No wonder, then, that anti-campground sentiment has been percolating with growing intensity in recent years. The sequence of events is almost always the same. Monied interests get the ear of elected officials, whom they win over with sugar-plum visions of what their project will mean for the local economy and tax base. The project’s details are disclosed to the community, usually with the enthusiastic endorsement of its wined-and-dined political leadership. And then the questions begin, and the local costs of what’s being proposed start coming out, and all of a sudden comes the realization that what’s in those Power Point presentations is not a mere “campground” but a full-blown town.
The resulting backlash is entirely predictable, and successful at derailing the monied interests often enough that you’d think they’d take a hint and slink away. But deep pockets often have deep reservoirs of patience. The Kentucky Bluegrass Experience Resort, a $40 million proposal that would include 818 RV sites, 155 cottages, 15 spots for employee accommodations and 37 rustic tent sites, has been banging around for more than three years as local residents throw every conceivable roadblock in its way, yet it persists. KOA’s announced proposal two years ago for a property straddling a main approach road to Yosemite National Park, with a 400-site KOA resort on one side and an 80-90 site Terramor glampground on the other, has yet to be submitted in a formal application, leaving locals twisting in the wind—even as they take the opportunity to get more organized.

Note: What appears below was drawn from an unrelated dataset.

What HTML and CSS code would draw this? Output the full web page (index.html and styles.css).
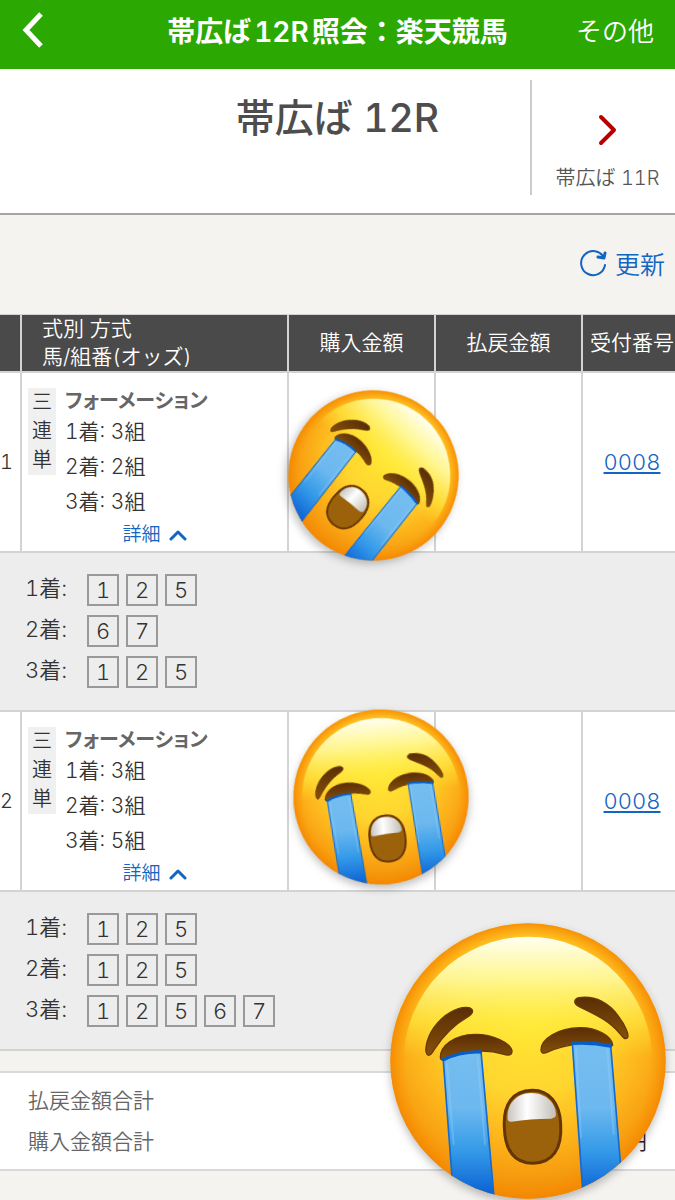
FILE: index.html
```html
<!DOCTYPE html>
<html lang="ja">
<head>
  <meta charset="UTF-8">
  <meta name="viewport" content="width=device-width, initial-scale=1.0">
  <title>帯広ば12R照会：楽天競馬</title>
  <link rel="stylesheet" href="styles.css">
</head>
<body>
  <!-- 泣き顔の共通シンボル -->
  <svg class="defs" width="0" height="0" aria-hidden="true">
    <defs>
      <radialGradient id="face" gradientUnits="userSpaceOnUse" cx="445" cy="340" r="530">
        <stop offset="0" stop-color="#ffe633"/>
        <stop offset="0.4" stop-color="#ffd52f"/>
        <stop offset="0.65" stop-color="#fdb71c"/>
        <stop offset="0.82" stop-color="#f8a112"/>
        <stop offset="1" stop-color="#ee8806"/>
      </radialGradient>
      <radialGradient id="rim" gradientUnits="userSpaceOnUse" cx="445" cy="451" r="413">
        <stop offset="0.88" stop-color="#ff9500" stop-opacity="0"/>
        <stop offset="1" stop-color="#f48600" stop-opacity="0.8"/>
      </radialGradient>
      <linearGradient id="shine" gradientUnits="userSpaceOnUse" x1="445" y1="78" x2="445" y2="440">
        <stop offset="0" stop-color="#fffff0"/>
        <stop offset="0.35" stop-color="#fffa9c" stop-opacity="0.9"/>
        <stop offset="0.7" stop-color="#ffef45" stop-opacity="0.6"/>
        <stop offset="1" stop-color="#ffe733" stop-opacity="0"/>
      </linearGradient>
      <linearGradient id="tear" gradientUnits="userSpaceOnUse" x1="0" y1="420" x2="0" y2="850">
        <stop offset="0" stop-color="#74bdf0"/>
        <stop offset="0.4" stop-color="#6cb8ef"/>
        <stop offset="0.7" stop-color="#349ae8"/>
        <stop offset="1" stop-color="#0b62d4"/>
      </linearGradient>
      <linearGradient id="teeth" x1="0" y1="0" x2="1" y2="0">
        <stop offset="0" stop-color="#c9c5c0"/>
        <stop offset="0.4" stop-color="#ffffff"/>
        <stop offset="0.7" stop-color="#e2e0dc"/>
        <stop offset="1" stop-color="#c2beb8"/>
      </linearGradient>
      <linearGradient id="ink" x1="0" y1="0" x2="0" y2="1">
        <stop offset="0" stop-color="#5a2d05"/>
        <stop offset="1" stop-color="#85500a"/>
      </linearGradient>
      <clipPath id="head"><circle cx="445" cy="451" r="413"/></clipPath>
    </defs>
    <symbol id="crying" viewBox="25 31 840 840">
      <circle cx="445" cy="451" r="413" fill="url(#face)"/>
      <circle cx="445" cy="451" r="413" fill="url(#rim)"/>
      <circle cx="445" cy="451" r="373" fill="url(#shine)"/>
      <g fill="url(#ink)" stroke="#683a06" stroke-width="4">
        <path d="M147 434C132 432 137 388 163 350C190 312 235 285 268 291C285 297 280 310 264 319C224 342 189 377 163 418C157 428 154 434 147 434Z"/>
        <path d="M598 261C650 254 690 280 715 315C738 345 750 375 743 382C735 388 728 378 718 366C686 327 640 309 597 287C578 277 585 264 598 261Z"/>
        <path d="M182 440C182 405 225 372 285 371C340 370 392 397 397 420C398 435 385 435 370 430C310 412 240 424 195 447C186 450 182 447 182 440Z"/>
        <path d="M484 418C484 385 535 352 600 351C650 350 697 375 699 404C640 392 560 397 505 424C490 431 484 427 484 418Z"/>
      </g>
      <g clip-path="url(#head)" fill="url(#tear)" stroke="#176bd0" stroke-width="5" stroke-linejoin="round">
        <path d="M191 450Q245 420 304 423L345 880H223Z"/>
        <path d="M578 397Q635 393 693 405L730 850L612 880Z"/>
      </g>
      <g fill="none" stroke-linecap="round">
        <path d="M192 446Q245 422 303 424M579 398Q635 394 693 406" stroke="#075dc8" stroke-width="10"/>
        <path d="M202 460L222 700M294 440L316 700M589 412L604 680M683 418L702 670" stroke="#a3d8fb" stroke-opacity="0.3" stroke-width="6"/>
      </g>
      <path d="M457 539C508 538 541 578 543 640C548 715 518 757 460 758C402 757 376 715 374 650C370 580 400 540 457 539Z" fill="#9b620b" stroke="#663507" stroke-width="9"/>
      <path d="M384 626C380 584 407 547 455 547C502 547 530 580 529 614Q527 622 514 624Q450 624 396 633Q385 634 384 626Z" fill="url(#teeth)"/>
    </symbol>
  </svg>

  <header class="topbar">
    <button class="back" aria-label="戻る">
      <svg viewBox="0 0 24 40" aria-hidden="true"><path d="M20 4L5 20L20 36"/></svg>
    </button>
    <p class="title">帯広ば<span class="round">12R</span>照会：楽天競馬</p>
    <button class="other">その他</button>
  </header>

  <section class="race">
    <h1>帯広ば 12R</h1>
    <a class="next-race" href="#">
      <svg viewBox="0 0 20 32" aria-hidden="true"><path d="M3 3L16 16L3 29"/></svg>
      <span>帯広ば 11R</span>
    </a>
  </section>

  <main>
    <div class="toolbar">
      <button class="reload">
        <svg viewBox="0 0 28 28" aria-hidden="true">
          <path d="M26 16A12 12 0 1 1 25 9"/>
          <path d="M26 4L25 9L19 8" stroke-width="3"/>
        </svg>
        更新
      </button>
    </div>

    <table class="bets">
      <colgroup>
        <col class="col-no">
        <col>
        <col class="col-amount">
        <col class="col-amount">
        <col class="col-receipt">
      </colgroup>
      <thead>
        <tr>
          <th></th>
          <th class="kind-head">式別 方式<br>馬/組番(オッズ)</th>
          <th>購入金額</th>
          <th>払戻金額</th>
          <th class="receipt">受付番号</th>
        </tr>
      </thead>
      <tbody>
        <tr class="bet">
          <td class="no">1</td>
          <td>
            <div class="kind">
              <span class="type">三連単</span>
              <div class="method">
                <strong>フォーメーション</strong>
                <p>1着: 3組</p>
                <p>2着: 2組</p>
                <p>3着: 3組</p>
              </div>
            </div>
            <button class="more" aria-expanded="true">詳細
              <svg viewBox="0 0 18 12" aria-hidden="true"><path d="M2 10L9 3L16 10"/></svg>
            </button>
          </td>
          <td class="amount"><svg class="emoji emoji-tilted" role="img" aria-label="大泣き"><use href="#crying"/></svg></td>
          <td></td>
          <td class="receipt"><a href="#">0008</a></td>
        </tr>
        <tr class="detail">
          <td colspan="5">
            <ul>
              <li><span class="place">1着:</span><b>1</b><b>2</b><b>5</b></li>
              <li><span class="place">2着:</span><b>6</b><b>7</b></li>
              <li><span class="place">3着:</span><b>1</b><b>2</b><b>5</b></li>
            </ul>
          </td>
        </tr>
        <tr class="bet">
          <td class="no">2</td>
          <td>
            <div class="kind">
              <span class="type">三連単</span>
              <div class="method">
                <strong>フォーメーション</strong>
                <p>1着: 3組</p>
                <p>2着: 3組</p>
                <p>3着: 5組</p>
              </div>
            </div>
            <button class="more" aria-expanded="true">詳細
              <svg viewBox="0 0 18 12" aria-hidden="true"><path d="M2 10L9 3L16 10"/></svg>
            </button>
          </td>
          <td class="amount"><svg class="emoji emoji-small" role="img" aria-label="大泣き"><use href="#crying"/></svg></td>
          <td></td>
          <td class="receipt"><a href="#">0008</a></td>
        </tr>
        <tr class="detail">
          <td colspan="5">
            <ul>
              <li><span class="place">1着:</span><b>1</b><b>2</b><b>5</b></li>
              <li><span class="place">2着:</span><b>1</b><b>2</b><b>5</b></li>
              <li><span class="place">3着:</span><b>1</b><b>2</b><b>5</b><b>6</b><b>7</b></li>
            </ul>
          </td>
        </tr>
      </tbody>
    </table>

    <section class="totals">
      <p>払戻金額合計</p>
      <p>購入金額合計 <span class="yen">円</span></p>
      <svg class="emoji emoji-big" role="img" aria-label="大泣き"><use href="#crying"/></svg>
    </section>
  </main>
</body>
</html>
```

FILE: styles.css
```css
* {
  box-sizing: border-box;
}
body {
  margin: 0;
  min-height: 100vh;
  background: #f4f3f0;
  color: #333;
  font-family: Inter, "Noto Sans CJK JP", sans-serif;
  font-size: 21px;
  font-weight: 350;
  font-variant-numeric: tabular-nums;
  overflow-x: hidden;
}
h1, p, ul {
  margin: 0;
  padding: 0;
}
button {
  border: none;
  background: none;
  padding: 0;
  color: inherit;
  font: inherit;
  cursor: pointer;
}
svg {
  fill: none;
  stroke-linecap: round;
  stroke-linejoin: round;
}
.defs {
  position: absolute;
}

/* ヘッダー */
.topbar {
  display: grid;
  grid-template-columns: 1fr auto 1fr;
  align-items: center;
  height: 69px;
  padding: 0 21px 10px;
  background: #2ca803;
  color: #fff;
}
.back {
  justify-self: start;
  display: flex;
}
.back svg {
  width: 24px;
  height: 40px;
  stroke: #fff;
  stroke-width: 5;
  stroke-linecap: butt;
  stroke-linejoin: miter;
}
.title {
  font-size: 28px;
  font-weight: 700;
}
.round {
  margin: 0 3px;
  font-weight: 600;
}
.other {
  justify-self: end;
  font-size: 26px;
}

.race {
  display: grid;
  grid-template-columns: 1fr auto 1fr;
  height: 146px;
  padding: 11px 0 18px;
  background: #fff;
  border-bottom: 2px solid #a5a5a5;
}
.race h1 {
  grid-column: 2;
  color: #4d4d4d;
  font-size: 39px;
  font-weight: 500;
  line-height: 76px;
}
.next-race {
  justify-self: end;
  display: flex;
  flex-direction: column;
  align-items: center;
  gap: 17px;
  width: 145px;
  padding: 34px 0 0 8px;
  border-left: 2px solid #ccc;
  color: #555;
  font-size: 20px;
  line-height: 30px;
  text-decoration: none;
}
.next-race svg {
  width: 20px;
  height: 32px;
  stroke: #b80000;
  stroke-width: 4;
}

.toolbar {
  display: flex;
  justify-content: flex-end;
  align-items: center;
  height: 99px;
  padding: 0 10px 3px 0;
}
.reload {
  display: flex;
  align-items: center;
  gap: 8px;
  color: #1265c0;
  font-size: 25px;
}
.reload svg {
  width: 28px;
  height: 28px;
  stroke: #1265c0;
  stroke-width: 2;
}

/* 投票一覧 */
.bets {
  width: 100%;
  table-layout: fixed;
  border-collapse: separate;
  border-spacing: 0;
}
.col-no { width: 22px; }
.col-amount { width: 147px; }
.col-receipt { width: 92px; }
.bets th,
.bets td {
  padding: 0;
  border-right: 2px solid #d3d3d3;
  border-bottom: 2px solid #d3d3d3;
}
.bets th:last-child,
.bets td:last-child {
  border-right: none;
}
.bets th {
  border-top: 1px solid #d3d3d3;
  background: #4a4a4a;
  color: #fff;
  font-weight: 350;
  line-height: 28px;
  white-space: nowrap;
}
.bets .kind-head {
  padding-left: 20px;
  text-align: left;
}
.bet td {
  height: 180px;
  background: #fff;
}
.bet .no {
  font-size: 20px;
}
.kind {
  display: flex;
  align-items: flex-start;
  gap: 9px;
  padding: 14px 6px 0;
}
.type {
  width: 28px;
  padding: 0 4px;
  background: #f0f0f0;
  font-size: 20px;
  line-height: 29px;
  word-break: break-all;
}
.method strong {
  display: block;
  color: #666;
  font-size: 20px;
  font-weight: 600;
  line-height: 26px;
  font-feature-settings: "palt";
}
.method p {
  line-height: 35px;
}
.more {
  display: flex;
  align-items: center;
  gap: 8px;
  margin: 0 auto;
  color: #1265c0;
  font-size: 19px;
  line-height: 32px;
}
.more svg {
  width: 18px;
  height: 12px;
  stroke: #1265c0;
  stroke-width: 3;
}
.bets .receipt {
  padding-left: 6px;
  text-align: center;
}
.receipt a {
  color: #1265c0;
  font-size: 22px;
}
.detail td {
  padding: 21px 25px 22px;
  background: #ededed;
}
.detail ul {
  display: grid;
  gap: 9px;
  list-style: none;
}
.detail li {
  display: flex;
  gap: 7px;
  font-size: 22px;
  line-height: 28px;
}
.place {
  width: 55px;
}
.detail b {
  width: 32px;
  border: 2px solid #999;
  font-weight: 350;
  text-align: center;
}

.totals {
  position: relative;
  margin-top: 20px;
  padding: 7px 28px;
  background: #fff;
  border: solid #d9d9d9;
  border-width: 2px 0;
  color: #666;
}
.totals p {
  display: flex;
  justify-content: space-between;
  line-height: 41px;
}
.yen {
  color: #222;
}

/* 金額を隠すスタンプ */
.amount {
  position: relative;
}
.emoji {
  position: absolute;
  z-index: 1;
  filter: drop-shadow(0 4px 4px rgba(0, 0, 0, 0.25));
}
.emoji-tilted {
  top: 16px;
  left: -2px;
  width: 173px;
  height: 173px;
  transform: rotate(43deg);
}
.emoji-small {
  top: -4px;
  left: 3px;
  width: 178px;
  height: 178px;
  transform: rotate(-5deg);
}
.emoji-big {
  top: -152px;
  right: 7px;
  width: 280px;
  height: 280px;
}
```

But it’s not just megaprojects that are being challenged, as local residents increasingly realize that even a modestly sized RV park can be as disruptive to their way of life as any other industry. The Pickens County, S.C. planning commission earlier this month rejected a proposed campground that would have had a mere 25 RV sites, apparently in response to neighbors’ concerns about safety and property values. A 130-site campground proposed for Fife Lake, Mich. got shot down a couple of weeks ago by the village council following widespread opposition centered on its potential noise, pollution and other environmental impacts—not to mention that when full, its population would exceed that of the village itself.
Other towns, hamstrung by a lack of appropriate regulations allowing them to reject a poorly conceived campground, give developers a green light—only to have local landowners take them to court. A proposed new RV park in Greene County, Tenn., is being blocked by a lawsuit that also names the county and its regional planning commission as defendants, with the plaintiff arguing that the county’s approval is based on an inappropriate agricultural zoning designation. “They are not a campground, they are an RV site, which is very different,” one of the lawsuit backers told a local TV station. “The infrastructure in the area would not be able to support the large vehicles, campers and RVs that would be required to go down the main road that the campground is on, which is very narrow.”
The outdated inclusion of campgrounds as permitted uses in agriculturally zoned areas is widespread—and, increasingly, recognized as unsuited for the massive recreational vehicles that are becoming commonplace. That is causing a small but growing number of jurisdictions to put a pause on campground approvals while they reevaluate. In upstate New York, for example, the town of Ovid has scheduled an April 10 hearing on the advisability of imposing a one-year moratorium on the development of new or expanded campgrounds. The nearby town of Newfield already adopted such a moratorium a couple of months ago, and the town of Oneonta, while rejecting a moratorium on a 2-2 vote, is pushing ahead with a series of proposed amendments to the town code that would affect future campground developments.
Whether today’s “campgrounds” are compatible with agricultural areas of narrow roads, possibly limited aquifers and soils with questionable septic capacity are not the only issues planning officials are starting to question. There’s also the increasingly hazy distinction between campgrounds with row upon row of cabins, RV park models and tiny homes, and a conventional subdivision. The latter typically has numerous zoning constraints, as well as construction and inspection requirements; the former, very few or none. The upshot is that savvy developers will apply for campground approval when their actual goal is to build a vacation-home resort, indistinguishable from a conventional resort other than for the (skirted and invisible) wheels under its dwellings.
That’s the sleight-of-hand confronting the residents of the Animas Valley in southwest Colorado, where Roberts Resort Development is plunging ahead with plans to build a “campground” with as many as 277 sites, up to 140 of them—the number fluctuates—to be occupied by park models. The park models will be for sale, and if sales are brisk, the developer has said he will want to convert even more of the RV sites to park models. The 277 sites on approximately 30 acres will create a housing density roughly 18 times that of the surrounding area. Yet despite these obvious similarities to a trailer park or to conventional suburbia, the valley’s land use plan arguably embraces the fiction that this is merely a campground or RV park, and therefore a “minor” special use, for which approval by the county’s commissioners is not needed.
Local residents, livid over the blatantly sham nature of this proposal, have thrown up enough protests to at least slow it down, with the developer’s required paperwork now delayed by months. Whether they’ll ultimately succeed in derailing it altogether, or whether the Roberts interests have deep enough pockets to ride out the storm, remains to be seen. But this kind of grassroots opposition will only become more common as developers keep piling into this corner of the commercial real estate market, and as they take advantage of outmoded zoning regulations replete with loopholes big enough to drive a 45-foot Prevost through. The irony? The more those developers provoke such a response, the more the whole RVing and camping thing will lose its luster, to their own detriment.
For the most part, it’s not “camping” anymore. It’s often not even RVing. But whatever it is, it needs a new vocabulary, a new understanding of its many permutations, and a far more nuanced regulatory framework.